Archived Version 2009 - 2010

Module Title	Computing for Mathematics
Module Code	CA167
School	School of Computing
Online Module Resources
Module Co-ordinator	Dr David Gray	Office Number	L2.54
Level	1	Credit Rating	15
Pre-requisite	None
Co-requisite	None

Module Aims

The module aims to develop in students the skills and experience to design, code, and test moderate-sized programs in C++, especially mathematically oriented programs.

Learning Outcomes

· An understanding of algorithms and their realisation as computer programs.· An understanding of the structure of high-level programming languages in general, and C++ in detail.· The ability to analyse moderate-sized computational problems, implement solutions, and test and de-bug them. · Appreciate the importance of, and be able to apply, good software engineering practices, including encapsulation and program structure.· Understand computer arithmetic, and be able to manage its limitations when implementing simple numerical algorithms in C++.
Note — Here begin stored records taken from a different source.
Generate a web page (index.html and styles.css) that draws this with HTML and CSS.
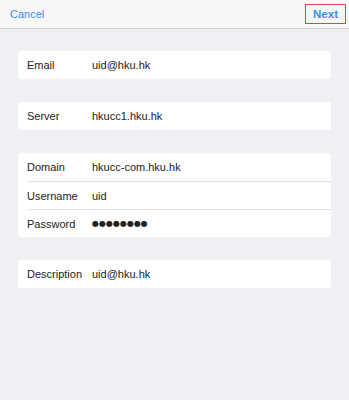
FILE: index.html
```html
<!DOCTYPE html>
<html lang="en">

<head>
  <meta charset="UTF-8">
  <meta name="viewport" content="width=device-width, initial-scale=1.0">
  <title>Account</title>
  <link rel="stylesheet" href="styles.css">
</head>

<body>
  <div class="navbar">
    <a class="nav-btn" href="#">Cancel</a>
    <a class="nav-btn nav-next" href="#">Next</a>
  </div>

  <div class="form">
    <div class="group">
      <div class="row"><span class="label">Email</span><span class="value">uid@hku.hk</span></div>
    </div>

    <div class="group">
      <div class="row"><span class="label">Server</span><span class="value">hkucc1.hku.hk</span></div>
    </div>

    <div class="group">
      <div class="row"><span class="label">Domain</span><span class="value">hkucc-com.hku.hk</span></div>
      <div class="row"><span class="label">Username</span><span class="value">uid</span></div>
      <div class="row"><span class="label">Password</span><span class="value dots">&#9679;&#9679;&#9679;&#9679;&#9679;&#9679;&#9679;&#9679;</span></div>
    </div>

    <div class="group">
      <div class="row"><span class="label">Description</span><span class="value">uid@hku.hk</span></div>
    </div>
  </div>
</body>

</html>
```

FILE: styles.css
```css
:root {
  --tint: #3a8cf0;
  --bg: #efeff4;
}

* {
  padding: 0;
  margin: 0;
  box-sizing: border-box;
}

body {
  background: var(--bg);
  font-family: "Liberation Sans", Arial, sans-serif;
  color: #222;
  height: 400px;
}

.navbar {
  height: 29px;
  background: #f7f7f8;
  border-bottom: 1px solid #cfcfd2;
  display: flex;
  justify-content: space-between;
  align-items: center;
  padding: 0 3px 0 10px;
}

.nav-btn {
  text-decoration: none;
  color: var(--tint);
  font-size: 11px;
}

.nav-next {
  font-weight: bold;
  font-size: 11.5px;
  padding: 3px 7px;
  border: 1.5px solid #e0434c;
  margin-top: -1px;
}

.form {
  padding: 22px 18px 0 18px;
}

.group {
  background: #fff;
  border-radius: 3px;
}

.group+.group {
  margin-top: 23px;
}

.row {
  height: 28px;
  display: flex;
  align-items: center;
  margin-left: 9px;
  font-size: 11px;
}

.row+.row {
  border-top: 1px solid #e2e2e6;
}

.label {
  width: 65px;
}

.value {
  color: #222;
}

.dots {
  font-size: 8px;
  letter-spacing: 0;
  font-family: "DejaVu Sans", sans-serif;
}
```
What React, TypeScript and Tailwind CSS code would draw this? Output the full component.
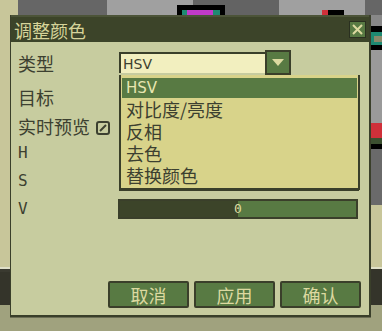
import React from "react";

const cjk = { fontFamily: '"Noto Sans CJK SC", "Noto Sans", sans-serif' };
const mono = { fontFamily: '"DejaVu Sans Mono", "Liberation Mono", monospace' };

function Slider({ dark }: { dark?: boolean }) {
  return (
    <div className="relative h-[20px] w-[240px] border-2 border-[#3a3f2a] bg-[#587a43] flex">
      <div className="w-[118px] h-full bg-[#3c4429]" />
      {dark && (
        <span className="absolute left-[114px] top-[0px] text-[13px] leading-[16px] text-[#dcd9a0]" style={mono}>
          0
        </span>
      )}
    </div>
  );
}

export default function App() {
  return (
    <div className="relative w-[382px] h-[331px] overflow-hidden bg-[#a0a27e]" style={cjk}>
      {/* background desktop */}
      <div className="absolute left-0 top-0 w-[382px] h-[15px] flex">
        <div className="w-[18px] bg-[#c8c69a]" />
        <div className="w-[89px] bg-[#666666]" />
        <div className="w-[86px] bg-[#a0a0a0]" />
        <div className="w-[86px] bg-[#636363]" />
        <div className="w-[86px] bg-[#a0a0a0]" />
        <div className="flex-1 bg-[#666666]" />
      </div>
      <div className="absolute left-[177px] top-[5px] w-[48px] h-[10px] bg-black">
        <div className="absolute left-[5px] top-[5px] w-[5px] h-[5px] bg-[#1e8a72]" />
        <div className="absolute left-[10px] top-[5px] w-[26px] h-[5px] bg-[#c03ac8]" />
        <div className="absolute left-[36px] top-[5px] w-[7px] h-[5px] bg-[#1e8a72]" />
      </div>
      <div className="absolute left-[322px] top-[10px] w-[6px] h-[5px] bg-[#d0303a]" />
      <div className="absolute left-[328px] top-[10px] w-[16px] h-[5px] bg-black" />
      <div className="absolute left-0 top-[15px] w-[10px] h-[252px] bg-[#c8c69a]" />
      <div className="absolute left-0 top-[267px] w-[10px] h-[2px] bg-[#e0e0c8]" />
      <div className="absolute left-0 top-[269px] w-[10px] h-[3px] bg-[#3a3a30]" />
      <div className="absolute left-0 top-[272px] w-[10px] h-[33px] bg-[#34342a]" />
      {/* right strip */}
      <div className="absolute left-[371px] top-[15px] w-[11px] h-[252px] bg-[#888888]" />
      <div className="absolute left-[371px] top-[26px] w-[11px] h-[6px] bg-black" />
      <div className="absolute left-[371px] top-[32px] w-[11px] h-[13px] bg-[#1e8a72]" />
      <div className="absolute left-[374px] top-[36px] w-[8px] h-[6px] bg-[#8a8a6a]" />
      <div className="absolute left-[371px] top-[45px] w-[11px] h-[5px] bg-black" />
      <div className="absolute left-[371px] top-[50px] w-[11px] h-[73px] bg-[#9a9a9a]" />
      <div className="absolute left-[371px] top-[123px] w-[11px] h-[15px] bg-[#d0303a]" />
      <div className="absolute left-[371px] top-[138px] w-[11px] h-[6px] bg-[#3c5030]" />
      <div className="absolute left-[371px] top-[144px] w-[11px] h-[5px] bg-black" />
      <div className="absolute left-[371px] top-[149px] w-[11px] h-[56px] bg-[#6a6a6a]" />
      <div className="absolute left-[371px] top-[205px] w-[11px] h-[62px] bg-[#c8c69a]" />
      <div className="absolute left-[371px] top-[267px] w-[11px] h-[2px] bg-[#e0e0c8]" />
      <div className="absolute left-[371px] top-[269px] w-[11px] h-[36px] bg-[#34342a]" />

      {/* dialog */}
      <div className="absolute left-[10px] top-[15px] w-[361px] h-[302px] flex flex-col border-l border-r-2 border-b-2 border-[#3a3f2a] shadow-[0_1px_0_#6c6e55]">
        <div className="h-[27px] bg-[#3c4429] border-t-2 border-[#4c5438] flex items-center justify-between pl-[3px] pr-[3px]">
          <span className="text-[18px] leading-[20px] text-[#d6d49a]">调整颜色</span>
          <div className="w-[17px] h-[17px] bg-[#587a43] border border-[#2a3020] flex items-center justify-center">
            <svg width="11" height="11" viewBox="0 0 11 11">
              <path d="M1 1 L10 10 M10 1 L1 10" stroke="#dcd9a0" strokeWidth="2" />
            </svg>
          </div>
        </div>
        <div className="relative flex-1 bg-[#c7cc9f] flex flex-col pl-[7px] pr-[8px]">
          {/* row 类型 */}
          <div className="mt-[8px] h-[25px] flex items-center">
            <span className="w-[101px] text-[18px] leading-[20px] text-[#3c4030]">类型</span>
            <div className="w-[146px] h-[21px] bg-[#f2efbf] border-t-2 border-l-2 border-[#3a3f2a] flex items-center pl-[2px]">
              <span className="text-[14px] leading-[16px] text-[#3c4030]" style={{ fontFamily: '"DejaVu Sans", sans-serif' }}>HSV</span>
            </div>
            <div className="w-[26px] h-[25px] bg-[#587a43] border-2 border-[#3a3f2a] flex items-center justify-center">
              <svg width="12" height="8" viewBox="0 0 12 8">
                <path d="M0 0 H12 L6 7 Z" fill="#dcd9a0" />
              </svg>
            </div>
          </div>
          <div className="mt-[12px] h-[20px] flex items-center">
            <span className="w-[101px] text-[18px] leading-[20px] text-[#3c4030]">目标</span>
          </div>
          <div className="mt-[9px] h-[20px] flex items-center">
            <span className="text-[18px] leading-[20px] text-[#3c4030]">实时预览</span>
            <div className="ml-[6px] mt-[4px] w-[14px] h-[14px] rounded-[3px] border-2 border-[#3c4030] flex items-center justify-center">
              <svg width="8" height="8" viewBox="0 0 8 8">
                <path d="M7 1 L1 7" stroke="#3c4030" strokeWidth="2" />
              </svg>
            </div>
          </div>
          <div className="mt-[7px] h-[20px] flex items-center">
            <span className="w-[101px] text-[16px] leading-[18px] text-[#3c4030]" style={mono}>H</span>
            <Slider />
          </div>
          <div className="mt-[8px] h-[20px] flex items-center">
            <span className="w-[101px] text-[16px] leading-[18px] text-[#3c4030]" style={mono}>S</span>
            <Slider />
          </div>
          <div className="mt-[8px] h-[20px] flex items-center">
            <span className="w-[100px] text-[16px] leading-[18px] text-[#3c4030]" style={mono}>V</span>
            <Slider dark />
          </div>
          <div className="flex-1" />
          <div className="mb-[7px] flex justify-end gap-[5px]">
            {["取消", "应用", "确认"].map((t) => (
              <div
                key={t}
                className="w-[81px] h-[27px] bg-[#587a43] border-2 border-[#3a3f2a] rounded-[2px] flex items-center justify-center text-[18px] leading-[20px] text-[#dcd9a0]"
              >
                {t}
              </div>
            ))}
          </div>

          {/* dropdown list */}
          <div className="absolute left-[108px] top-[33px] w-[241px] h-[115px] bg-[#d8d38a] border-l-2 border-b-2 border-r-2 border-[#3a3f2a] pt-[3px] px-[1px] flex flex-col">
            <div className="h-[20px] bg-[#587a43] flex items-center pl-[4px]">
              <span className="text-[15px] leading-[16px] text-[#e8e6b0]" style={{ fontFamily: '"DejaVu Sans", sans-serif' }}>HSV</span>
            </div>
            {["对比度/亮度", "反相", "去色", "替换颜色"].map((t) => (
              <div key={t} className="h-[22px] flex items-center pl-[4px] text-[18px] leading-[20px] text-[#3c4030]">
                {t}
              </div>
            ))}
          </div>
        </div>
      </div>
    </div>
  );
}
Indicative Time Allowances
	Hours
Lectures	72
Tutorials	24
Laboratories	48
Seminars	0
Independent Learning Time	81

Total	225
Placements
Assignments

NOTE

Assume that a 15 credit module load represents approximately 225 hours' work, which includes all teaching, in-course assignments, laboratory work or other specialised training and an estimated private learning time associated with the module.

Indicative Syllabus

Fundamental notions: The idea of an algorithm; programming languages; computers; compilation. The design-code-test cycle; programming style. Machine limitations; word size; reals; computation time; reliability. Using program development environments. Program testing.Types and type constructors : Integers, booleans, characters, floating point, strings, arrays, structures. Constants and expressions in each of these types; operator precedence; elementary algebra of booleans. Elementary use of pointers. Type conversion.Statements: Variables; declarations and scope; assignment statement, statement sequencing; if-then statements, loop constructs. Elementary reasoning about loops: induction; termination; loop invariants. Using loops with arrays. Standard input/output. Functions: Role of functions; definition and invocation; parameters and arguments; return values. Recursion; reasoning about recursion; termination. Void return type. Floating point. Floating-point format; floating addition/subtraction, multiplication, division; overflow and underflow; round-off error, accuracy, minimising round-off error, determining accuracy, precision and speed.Basic algorithms: Linear and binary search; elementary sorting and quicksort. Elementary arithmetic algorithms, e.g. prime generation, factorisation; binomial coefficients; base conversion. Elementary numerical algorithms: e.g. series summation; root finding (bisection method, Newton-Raphson); numeric integration; solution of linear systems; basic vector and matrix operations. Random number generation; applications. Elementary string algorithms, e.g. finding tokens. Algorithm design: Introduction to elementary algorithm design techniques, e.g. divide-and-conquer, recursion, backtracking; examples. Designing for efficiency. Algorithm complexity: Computational complexity; analysing the complexity of elementary algorithms. Big-O notation. Files: Binary vs. text files. Sequential and random access. Index files. Simple visualisation of data.Classes: The idea of classes. Class definition; objects; constructors & destructors; initialisation. Member functions; using "this"; static members; access control. Overloading. Programming with classes: Encapsulation; information hiding; structuring larger programs. Nested classes; object arrays. Encapsulating mathematical structures, e.g. complex numbers, sets. Templates; elementary use of the standard library; e.g. set, multiset, vector, map. Bottom-up vs. top-down design.